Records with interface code
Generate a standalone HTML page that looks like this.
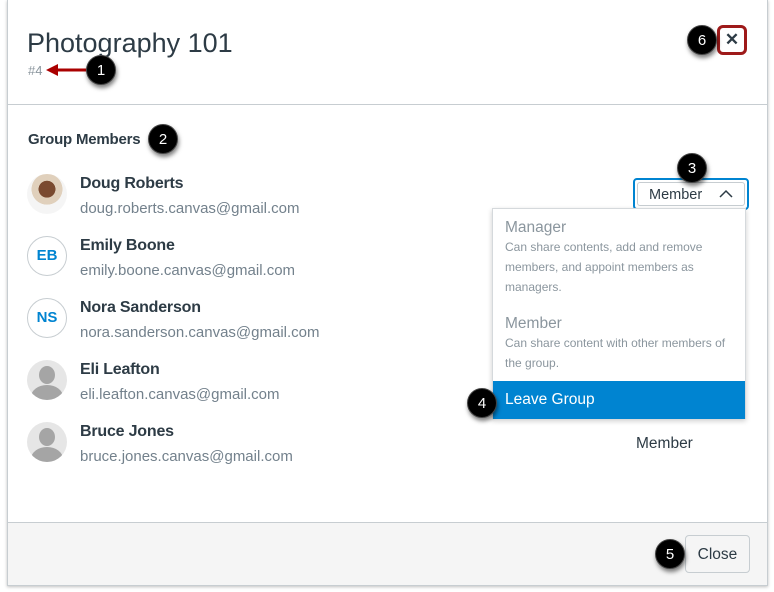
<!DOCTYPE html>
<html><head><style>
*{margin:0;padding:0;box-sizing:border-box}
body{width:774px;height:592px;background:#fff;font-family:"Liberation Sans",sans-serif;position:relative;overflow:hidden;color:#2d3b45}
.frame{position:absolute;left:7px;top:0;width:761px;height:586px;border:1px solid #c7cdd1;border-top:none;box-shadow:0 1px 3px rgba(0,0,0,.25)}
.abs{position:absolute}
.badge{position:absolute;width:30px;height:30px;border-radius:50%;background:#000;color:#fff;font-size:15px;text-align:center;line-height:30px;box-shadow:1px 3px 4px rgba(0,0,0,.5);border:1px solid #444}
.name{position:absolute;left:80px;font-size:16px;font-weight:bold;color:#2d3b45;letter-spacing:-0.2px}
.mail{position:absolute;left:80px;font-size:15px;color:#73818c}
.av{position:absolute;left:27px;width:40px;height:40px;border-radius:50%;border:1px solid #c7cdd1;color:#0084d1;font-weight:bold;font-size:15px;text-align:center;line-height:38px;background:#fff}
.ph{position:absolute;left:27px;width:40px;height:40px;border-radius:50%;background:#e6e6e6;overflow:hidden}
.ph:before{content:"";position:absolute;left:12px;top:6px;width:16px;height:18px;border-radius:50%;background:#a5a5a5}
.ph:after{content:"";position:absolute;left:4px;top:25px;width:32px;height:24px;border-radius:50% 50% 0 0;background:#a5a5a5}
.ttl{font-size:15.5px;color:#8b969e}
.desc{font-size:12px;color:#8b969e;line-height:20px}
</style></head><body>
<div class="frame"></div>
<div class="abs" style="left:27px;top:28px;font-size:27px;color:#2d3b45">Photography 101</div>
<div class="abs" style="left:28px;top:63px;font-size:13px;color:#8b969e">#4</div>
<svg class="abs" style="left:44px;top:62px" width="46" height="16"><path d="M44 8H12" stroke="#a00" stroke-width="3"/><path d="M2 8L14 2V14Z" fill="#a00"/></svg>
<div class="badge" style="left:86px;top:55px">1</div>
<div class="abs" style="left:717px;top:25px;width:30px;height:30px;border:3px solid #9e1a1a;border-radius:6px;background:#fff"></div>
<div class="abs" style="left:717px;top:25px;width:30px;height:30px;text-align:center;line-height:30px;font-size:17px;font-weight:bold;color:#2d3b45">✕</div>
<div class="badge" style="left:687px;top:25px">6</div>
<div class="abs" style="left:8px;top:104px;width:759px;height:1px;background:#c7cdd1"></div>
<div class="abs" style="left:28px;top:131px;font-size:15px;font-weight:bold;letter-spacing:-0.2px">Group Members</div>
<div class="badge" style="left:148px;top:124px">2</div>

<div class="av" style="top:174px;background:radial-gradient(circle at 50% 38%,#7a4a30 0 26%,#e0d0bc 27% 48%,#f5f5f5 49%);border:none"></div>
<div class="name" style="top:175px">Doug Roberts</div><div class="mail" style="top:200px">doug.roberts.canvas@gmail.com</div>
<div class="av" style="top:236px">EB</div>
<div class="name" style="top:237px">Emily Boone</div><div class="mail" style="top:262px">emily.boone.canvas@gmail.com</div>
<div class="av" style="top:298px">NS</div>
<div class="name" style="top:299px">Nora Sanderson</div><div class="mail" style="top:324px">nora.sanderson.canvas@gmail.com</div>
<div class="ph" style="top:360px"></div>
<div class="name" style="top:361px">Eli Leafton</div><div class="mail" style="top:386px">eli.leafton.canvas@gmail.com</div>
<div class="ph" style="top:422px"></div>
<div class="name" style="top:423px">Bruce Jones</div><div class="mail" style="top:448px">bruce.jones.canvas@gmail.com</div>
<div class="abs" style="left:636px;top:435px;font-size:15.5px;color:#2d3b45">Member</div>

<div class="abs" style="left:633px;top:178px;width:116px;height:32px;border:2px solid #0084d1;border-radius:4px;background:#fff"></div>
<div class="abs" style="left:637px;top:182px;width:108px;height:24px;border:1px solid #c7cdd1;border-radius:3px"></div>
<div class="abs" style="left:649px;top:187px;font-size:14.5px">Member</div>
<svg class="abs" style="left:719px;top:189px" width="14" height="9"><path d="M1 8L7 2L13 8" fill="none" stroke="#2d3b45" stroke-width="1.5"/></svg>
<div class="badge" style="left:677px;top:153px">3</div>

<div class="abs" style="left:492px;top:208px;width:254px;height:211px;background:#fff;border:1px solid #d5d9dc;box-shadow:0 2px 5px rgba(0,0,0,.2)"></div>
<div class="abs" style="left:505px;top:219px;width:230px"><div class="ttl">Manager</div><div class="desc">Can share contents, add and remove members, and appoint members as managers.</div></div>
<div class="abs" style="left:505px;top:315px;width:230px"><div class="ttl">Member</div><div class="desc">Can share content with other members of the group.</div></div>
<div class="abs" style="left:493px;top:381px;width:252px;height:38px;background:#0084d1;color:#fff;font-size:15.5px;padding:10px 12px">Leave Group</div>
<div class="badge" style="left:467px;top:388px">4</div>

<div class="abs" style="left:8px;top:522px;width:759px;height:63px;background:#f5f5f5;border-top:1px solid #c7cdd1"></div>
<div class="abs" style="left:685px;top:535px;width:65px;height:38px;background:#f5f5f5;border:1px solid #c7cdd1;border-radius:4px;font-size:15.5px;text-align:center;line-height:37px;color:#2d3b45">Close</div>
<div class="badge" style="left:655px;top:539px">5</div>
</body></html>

---

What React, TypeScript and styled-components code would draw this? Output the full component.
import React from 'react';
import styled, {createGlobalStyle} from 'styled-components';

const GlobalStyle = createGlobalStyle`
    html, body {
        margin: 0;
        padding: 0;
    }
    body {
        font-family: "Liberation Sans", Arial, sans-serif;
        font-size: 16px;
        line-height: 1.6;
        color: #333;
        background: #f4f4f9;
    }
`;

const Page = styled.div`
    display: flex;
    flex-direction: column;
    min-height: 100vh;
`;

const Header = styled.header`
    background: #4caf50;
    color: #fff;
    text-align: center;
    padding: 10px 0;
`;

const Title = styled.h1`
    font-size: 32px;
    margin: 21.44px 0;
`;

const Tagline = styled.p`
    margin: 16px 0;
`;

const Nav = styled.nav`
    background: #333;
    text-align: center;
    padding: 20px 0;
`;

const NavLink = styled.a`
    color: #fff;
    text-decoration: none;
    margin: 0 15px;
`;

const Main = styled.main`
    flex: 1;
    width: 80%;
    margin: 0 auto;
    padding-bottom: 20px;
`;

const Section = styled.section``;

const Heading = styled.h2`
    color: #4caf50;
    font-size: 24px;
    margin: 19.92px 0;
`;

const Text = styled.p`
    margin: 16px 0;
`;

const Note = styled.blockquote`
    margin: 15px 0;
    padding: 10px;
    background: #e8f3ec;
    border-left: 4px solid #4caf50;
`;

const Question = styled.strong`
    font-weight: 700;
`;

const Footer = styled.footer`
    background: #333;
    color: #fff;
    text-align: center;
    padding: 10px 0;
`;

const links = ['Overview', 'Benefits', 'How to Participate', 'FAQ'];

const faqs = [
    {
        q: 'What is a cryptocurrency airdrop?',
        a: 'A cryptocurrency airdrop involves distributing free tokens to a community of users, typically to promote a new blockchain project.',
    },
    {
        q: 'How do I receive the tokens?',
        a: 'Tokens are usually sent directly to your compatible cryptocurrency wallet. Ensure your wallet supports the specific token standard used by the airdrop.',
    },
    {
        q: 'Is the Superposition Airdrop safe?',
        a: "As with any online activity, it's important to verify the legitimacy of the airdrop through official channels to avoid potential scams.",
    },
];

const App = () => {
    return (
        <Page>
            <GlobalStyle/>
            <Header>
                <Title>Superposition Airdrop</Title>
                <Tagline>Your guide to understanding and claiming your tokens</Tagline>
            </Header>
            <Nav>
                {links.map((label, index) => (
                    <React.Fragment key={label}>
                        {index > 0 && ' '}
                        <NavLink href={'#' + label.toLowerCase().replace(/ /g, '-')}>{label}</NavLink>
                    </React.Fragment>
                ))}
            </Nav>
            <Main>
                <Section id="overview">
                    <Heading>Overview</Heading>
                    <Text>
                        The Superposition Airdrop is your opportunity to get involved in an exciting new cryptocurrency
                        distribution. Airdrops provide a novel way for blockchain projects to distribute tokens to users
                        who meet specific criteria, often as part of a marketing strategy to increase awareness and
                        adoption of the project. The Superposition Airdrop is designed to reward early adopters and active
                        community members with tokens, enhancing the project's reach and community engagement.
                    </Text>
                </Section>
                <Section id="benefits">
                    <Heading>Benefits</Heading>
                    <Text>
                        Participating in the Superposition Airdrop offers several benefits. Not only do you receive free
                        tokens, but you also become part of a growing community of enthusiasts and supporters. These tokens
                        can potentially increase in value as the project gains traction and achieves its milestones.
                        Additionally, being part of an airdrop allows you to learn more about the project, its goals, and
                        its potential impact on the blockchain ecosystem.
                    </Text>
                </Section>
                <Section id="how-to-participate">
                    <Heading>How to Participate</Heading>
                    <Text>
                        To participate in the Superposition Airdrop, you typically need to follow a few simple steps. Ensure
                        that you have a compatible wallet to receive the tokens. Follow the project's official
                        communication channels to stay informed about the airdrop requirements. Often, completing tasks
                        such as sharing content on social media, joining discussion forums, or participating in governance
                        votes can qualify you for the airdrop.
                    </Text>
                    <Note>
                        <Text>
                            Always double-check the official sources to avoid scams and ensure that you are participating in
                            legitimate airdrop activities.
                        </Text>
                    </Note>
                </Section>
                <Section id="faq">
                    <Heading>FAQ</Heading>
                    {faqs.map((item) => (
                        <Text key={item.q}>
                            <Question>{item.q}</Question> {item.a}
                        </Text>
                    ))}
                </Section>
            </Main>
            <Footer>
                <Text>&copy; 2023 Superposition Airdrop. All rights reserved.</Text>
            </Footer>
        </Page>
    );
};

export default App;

# What to work on
In the entries above, identify every line with the string "that".

# Task solution
Generate a standalone HTML page that looks like this.
                        that you have a compatible wallet to receive the tokens. Follow the project's official
                            Always double-check the official sources to avoid scams and ensure that you are participating in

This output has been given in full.